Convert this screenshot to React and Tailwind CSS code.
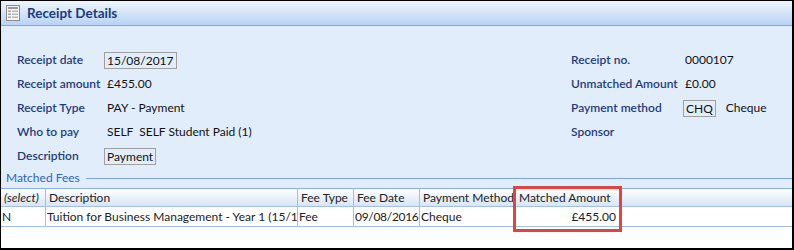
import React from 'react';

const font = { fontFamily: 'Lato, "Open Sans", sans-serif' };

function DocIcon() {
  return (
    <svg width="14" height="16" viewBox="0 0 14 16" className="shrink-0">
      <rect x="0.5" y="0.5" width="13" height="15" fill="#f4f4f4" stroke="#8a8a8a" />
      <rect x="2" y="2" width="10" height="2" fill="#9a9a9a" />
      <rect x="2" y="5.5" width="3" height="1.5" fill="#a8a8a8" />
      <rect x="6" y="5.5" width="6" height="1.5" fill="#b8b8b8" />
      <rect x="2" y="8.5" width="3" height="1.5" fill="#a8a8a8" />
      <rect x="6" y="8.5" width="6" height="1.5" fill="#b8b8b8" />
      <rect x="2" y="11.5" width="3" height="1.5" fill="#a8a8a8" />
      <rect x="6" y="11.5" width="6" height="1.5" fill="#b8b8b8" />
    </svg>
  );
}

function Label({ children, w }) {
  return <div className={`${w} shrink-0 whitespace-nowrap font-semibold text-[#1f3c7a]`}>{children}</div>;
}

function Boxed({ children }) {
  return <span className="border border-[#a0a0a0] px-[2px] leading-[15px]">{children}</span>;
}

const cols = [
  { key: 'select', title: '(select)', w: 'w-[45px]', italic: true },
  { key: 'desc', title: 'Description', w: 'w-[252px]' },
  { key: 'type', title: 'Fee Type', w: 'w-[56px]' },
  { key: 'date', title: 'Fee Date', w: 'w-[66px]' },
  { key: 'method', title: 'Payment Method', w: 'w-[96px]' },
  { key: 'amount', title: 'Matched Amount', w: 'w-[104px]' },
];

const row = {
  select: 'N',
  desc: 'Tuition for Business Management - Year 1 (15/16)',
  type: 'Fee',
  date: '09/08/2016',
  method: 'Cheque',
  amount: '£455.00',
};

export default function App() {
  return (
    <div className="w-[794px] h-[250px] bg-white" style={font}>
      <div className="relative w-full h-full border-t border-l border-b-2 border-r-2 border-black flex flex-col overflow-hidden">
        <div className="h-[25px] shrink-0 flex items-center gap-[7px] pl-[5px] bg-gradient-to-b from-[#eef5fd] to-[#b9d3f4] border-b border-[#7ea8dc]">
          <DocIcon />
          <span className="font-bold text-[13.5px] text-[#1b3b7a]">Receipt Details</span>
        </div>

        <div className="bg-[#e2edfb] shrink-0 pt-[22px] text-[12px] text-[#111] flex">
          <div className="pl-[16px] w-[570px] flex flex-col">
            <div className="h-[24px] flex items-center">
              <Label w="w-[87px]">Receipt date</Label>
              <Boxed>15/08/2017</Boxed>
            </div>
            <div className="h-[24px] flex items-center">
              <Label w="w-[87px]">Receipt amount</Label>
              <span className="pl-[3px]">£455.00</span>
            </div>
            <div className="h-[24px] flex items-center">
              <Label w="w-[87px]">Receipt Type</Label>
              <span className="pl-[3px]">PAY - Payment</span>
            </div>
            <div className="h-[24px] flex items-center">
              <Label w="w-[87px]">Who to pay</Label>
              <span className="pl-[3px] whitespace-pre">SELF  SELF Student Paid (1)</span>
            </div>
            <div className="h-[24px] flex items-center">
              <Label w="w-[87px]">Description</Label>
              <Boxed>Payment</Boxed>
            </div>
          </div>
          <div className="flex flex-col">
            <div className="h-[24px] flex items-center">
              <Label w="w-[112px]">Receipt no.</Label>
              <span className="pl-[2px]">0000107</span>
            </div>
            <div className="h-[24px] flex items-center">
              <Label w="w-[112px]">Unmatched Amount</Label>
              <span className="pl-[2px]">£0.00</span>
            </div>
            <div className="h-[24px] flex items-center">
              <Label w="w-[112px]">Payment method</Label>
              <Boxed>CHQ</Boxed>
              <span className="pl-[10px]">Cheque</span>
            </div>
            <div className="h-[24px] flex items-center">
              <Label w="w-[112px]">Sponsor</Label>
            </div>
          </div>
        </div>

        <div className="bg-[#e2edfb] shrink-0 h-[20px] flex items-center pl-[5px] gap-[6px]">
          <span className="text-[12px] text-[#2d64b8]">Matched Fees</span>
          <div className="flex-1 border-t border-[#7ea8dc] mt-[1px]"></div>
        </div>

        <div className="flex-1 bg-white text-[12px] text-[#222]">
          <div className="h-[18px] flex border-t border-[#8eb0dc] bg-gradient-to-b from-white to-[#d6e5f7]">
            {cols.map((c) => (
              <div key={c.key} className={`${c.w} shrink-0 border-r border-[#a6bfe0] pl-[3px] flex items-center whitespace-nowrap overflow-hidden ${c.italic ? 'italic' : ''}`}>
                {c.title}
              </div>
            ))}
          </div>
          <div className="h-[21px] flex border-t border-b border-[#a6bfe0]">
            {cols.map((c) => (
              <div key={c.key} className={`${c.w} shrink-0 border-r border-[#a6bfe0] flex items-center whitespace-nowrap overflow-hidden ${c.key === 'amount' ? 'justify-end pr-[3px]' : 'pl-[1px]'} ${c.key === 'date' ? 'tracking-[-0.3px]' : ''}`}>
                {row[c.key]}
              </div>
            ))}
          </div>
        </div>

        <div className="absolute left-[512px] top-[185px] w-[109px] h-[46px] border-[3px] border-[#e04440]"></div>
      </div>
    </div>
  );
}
..........
- Written problem
Find the word "React" in the data and show each line that holds it.

- Solution for this task
Convert this screenshot to React and Tailwind CSS code.
import React from 'react';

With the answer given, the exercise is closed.